# Glowing Night Bike (Blackberry Commercial)



## marpilli (Feb 8, 2011)

I watched the Blackberry commercial where a group of people were riding at night on glowing bikes and I couldn't figure out how they made the whole bike glow. So, I went google'ing...

Behold, how to make a "night bike".

Instructables: Night Bike!









Neat stuff. They're using some super-glow-in-the-dark paint and charging the paint with black lights. The author says the glow can last up to 12 hours.

I wouldn't paint my entire bike, but it might be worth it to paint some trim for night rides.


----------



## scuver (Nov 5, 2009)

Interesting!


----------



## matchpoint (Oct 28, 2011)

That would be interesting if it lasted that long.
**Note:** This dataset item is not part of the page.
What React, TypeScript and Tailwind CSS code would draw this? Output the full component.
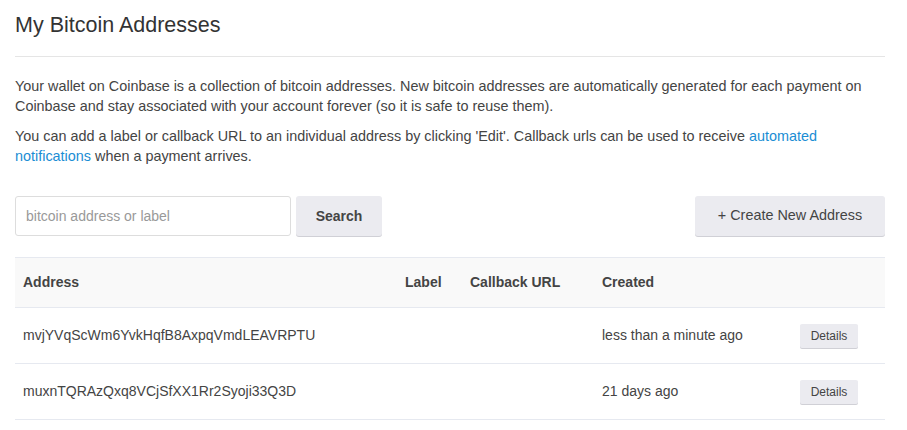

It would make somewhat of a theft deterrent as well. Someone riding off with a glowing bike would be easier to spot....kinda like that paint they use in bank bags that stains....


----------



## kt42 (Nov 17, 2011)

this is so cool... I just got a 70's Schwinn Continental that I've been thinking about doing this to. I'm just worried about the durability of the paint. I've also seen stick on reflector/glow strips that stick on the top and lower tubes, like in this video. Does anybody know where to buy these???

BMX downhill Rotterdam - YouTube


----------